Gay women are bolder, more complete and unconstrained artists than straight women?

Are heterosexual women really more constrained and less “take charge” in their artistic expressiveness than gay women? Is this lack of repression or being “contained”, and it’s expression through their art, one reason that gay people (men and women) have such a powerful presence in the arts?

From the Village Voice

It’s Not the Meat - Lesbian Choreographers Redefine Motion
by Sara Wolf - June 11 - 17, 2003

Bilgewash

Seems to me this is “celebrate diversity” taken too far. I’ve met some unmazingly uncreative, conservative, hesistant lesbians and some outrageously “out there” straights. By this reasoning, sexual perverts, murderers, and other truly deviant life forms should be the best artists because they’ve “broken the box”. John Wayne Gacy might have been a painter, but he wasn’t a spectacular one, just competant.

She’s clearly biased against straight women. Ridiculous. Straight women are not some homogenous mass of females mindlessly following the same script of marry-give birth-drive kids to soccer in SUV-weep hysterically when the nest is empty. Plenty of creative, straight women in history.

She can’t even give concrete examples of how this supposed phenomena either works or manifests - it’s all vague generalities. If she personally finds inspiration in her sexuality that’s just dandy, but she’s painting with too broad a brush, here.

For what it’s worth, speaking as a longtime lesbian artist:

Nope.

I know many gay women.

I know many artists (I’m one, myself, so I’m in the field).

I don’t know a single lesbian artist.

You’d think, if lesbian artists were so much more “in touch” with their artistic sense than straight women, that I’d know at least one lesbian artist.

“Bilgewash”, indeed, I’d say.

[sarcasm]

Also, black people are naturally better basketball players, Asians are better at math, Italians are better lovers, women are less logical than men, and Mexicans are lazy.

[/sarcasm]

I don’t know much about lesbian artists, but I DO know that anyone who uses groaners like “…ordain your life as a lesbian” and “hetero social script” (two different people there, BTW) is pretty much just talking out their ass.
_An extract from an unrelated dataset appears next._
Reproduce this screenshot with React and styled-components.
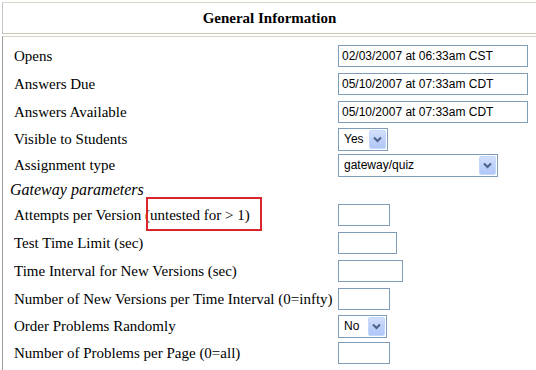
import React from "react";
import styled, { createGlobalStyle } from "styled-components";

const Global = createGlobalStyle`
  html, body { margin: 0; padding: 0; background: #fff; }
  body { font-family: "Liberation Serif", "Times New Roman", serif; color: #000; }
`;

const Frame = styled.div`
  padding: 2px 0 0 2px;
  width: 534px;
  overflow: hidden;
`;

const Header = styled.div`
  box-sizing: border-box;
  height: 32px;
  padding-top: 1px;
  border-top: 1px solid #d8d5c8;
  border-left: 1px solid #c4c4c4;
  border-bottom: 1px solid #c8c5b6;
  display: flex;
  align-items: center;
  justify-content: center;
  font-weight: bold;
  font-size: 15px;
`;

const Body = styled.div`
  margin-top: 2px;
  border-top: 1px solid #d8d5c8;
  border-left: 1px solid #9c9c9c;
  padding-top: 5px;
  height: 340px;
`;

const Row = styled.div`
  display: grid;
  grid-template-columns: 335px auto;
  align-items: center;
  height: ${(p) => p.$h || 28}px;
  font-size: 15px;
`;

const Label = styled.div`
  padding-left: 11px;
  white-space: nowrap;
`;

const Section = styled.div`
  padding-left: 7px;
  font-style: italic;
  font-size: 16px;
  height: 23px;
  display: flex;
  align-items: center;
`;

const Marked = styled.span`
  position: relative;
  &::after {
    content: "";
    position: absolute;
    left: 1px;
    right: -12px;
    top: -10px;
    bottom: -8px;
    border: 2px solid #d8262c;
  }
`;

const Field = styled.div`
  box-sizing: border-box;
  width: ${(p) => p.$w}px;
  height: 22px;
  border: 1px solid #7f9db9;
  background: #fff;
  font-family: "Liberation Sans", Arial, sans-serif;
  font-size: 12px;
  line-height: 20px;
  padding-left: 3px;
  white-space: nowrap;
`;

const SelectBox = styled.div`
  box-sizing: border-box;
  width: ${(p) => p.$w}px;
  height: 23px;
  border: 1px solid #7f9db9;
  background: #fff;
  display: flex;
  align-items: center;
  justify-content: space-between;
  font-family: "Liberation Sans", Arial, sans-serif;
  font-size: 12px;
  padding: 1px 1px 1px 5px;
`;

const SelectButton = styled.div`
  box-sizing: border-box;
  width: 17px;
  height: 19px;
  background: linear-gradient(180deg, #d3e0fd 0%, #bccffa 55%, #b2c8f8 100%);
  border: 1px solid #c5d6fc;
  border-radius: 2px;
  display: flex;
  align-items: center;
  justify-content: center;
`;

function Select({ w, value }) {
  return (
    <SelectBox $w={w}>
      <span>{value}</span>
      <SelectButton>
        <svg width="9" height="7" viewBox="0 0 9 7">
          <path d="M1 1.5 L4.5 5 L8 1.5" fill="none" stroke="#4d6185" strokeWidth="2" />
        </svg>
      </SelectButton>
    </SelectBox>
  );
}

const dateRows = [
  ["Opens", "02/03/2007 at 06:33am CST"],
  ["Answers Due", "05/10/2007 at 07:33am CDT"],
  ["Answers Available", "05/10/2007 at 07:33am CDT"],
];

export default function App() {
  return (
    <>
      <Global />
      <Frame>
        <Header>General Information</Header>
        <Body>
          {dateRows.map(([l, v]) => (
            <Row key={l}>
              <Label>{l}</Label>
              <Field $w={190}>{v}</Field>
            </Row>
          ))}
          <Row $h={26}>
            <Label>Visible to Students</Label>
            <Select w={50} value="Yes" />
          </Row>
          <Row $h={26}>
            <Label>Assignment type</Label>
            <Select w={160} value="gateway/quiz" />
          </Row>
          <Section>Gateway parameters</Section>
          <Row>
            <Label>
              Attempts per Version <Marked>(untested for &gt; 1)</Marked>
            </Label>
            <Field $w={52} />
          </Row>
          <Row>
            <Label>Test Time Limit (sec)</Label>
            <Field $w={59} />
          </Row>
          <Row>
            <Label>Time Interval for New Versions (sec)</Label>
            <Field $w={65} />
          </Row>
          <Row>
            <Label>Number of New Versions per Time Interval (0=infty)</Label>
            <Field $w={52} />
          </Row>
          <Row $h={26}>
            <Label>Order Problems Randomly</Label>
            <Select w={49} value="No" />
          </Row>
          <Row>
            <Label>Number of Problems per Page (0=all)</Label>
            <Field $w={52} />
          </Row>
        </Body>
      </Frame>
    </>
  );
}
I think gay people have disproportionate influence in the arts for much the same reason that blacks are disproportionately represented in the NBA and cheerleaders are disproportionately represented in fashionable sororities; because there’s social reasons they choose those paths. It’s not because they’re inherently better at them.

Having said that, however, the OP’s link does not make a blanket assertion that lesbians are better artists.

I’m straight, but I’m not in a box. I know more straight women than lesbian, and I don’t think one is more creative than the other.

Weren’t Isadora Duncan, Loie Fuller and Agnes DeMille all heterosexual?

And what about Mary Tyler Moore?

I don’t know a damn thing about choreography, but I suspect the woman quoted in the article is full of it.

It’s definitely true. lesbians are bold, innovative artists who are constantly pushing the envelope, and NEVER settle for unoriginal stuff.

That’s why you’d NEVER see lesbian musicians warbling boring old folk songs in coffee houses. That’s WAY too tame and conventional for them.

I don’t know much about lesbians (wait, that’s another discussion) but I do know a number of fine straight female artists who are very much in command of their chosen art forms.

I’m saying NO in a big fat way.

I’m hetro and I’ve had lesbian friends (also artists) say that my stuff is totally wacked-out. (you know - in a good way.)

Besides, I can think of about 10 fabulous female artists that like boys without even really putting my mind to it.

Sounds like sour grapes to me.

Out of curiosity what is your “whacked out” art? Do you have a link?

OK, I can understand that being lesbian can open your mind to new ideas. It certainly can make you question dominant assumptions.

Then she shoots herself in the foot by saying straight women don’t. Bilgewash indeed.

In her defense, I know enough about the interview process to say to a great degree of certainty that sometimes your quotes get placed out of context. She may have been asked “well, how does being a lesbian affect your choreography?” Then “how do you feel it differs from straight women?” which doesn’t excuse her response, but in context it might not have been that flat-out stupid.

Thus endeth the Devil’s Advocate portion of this thread.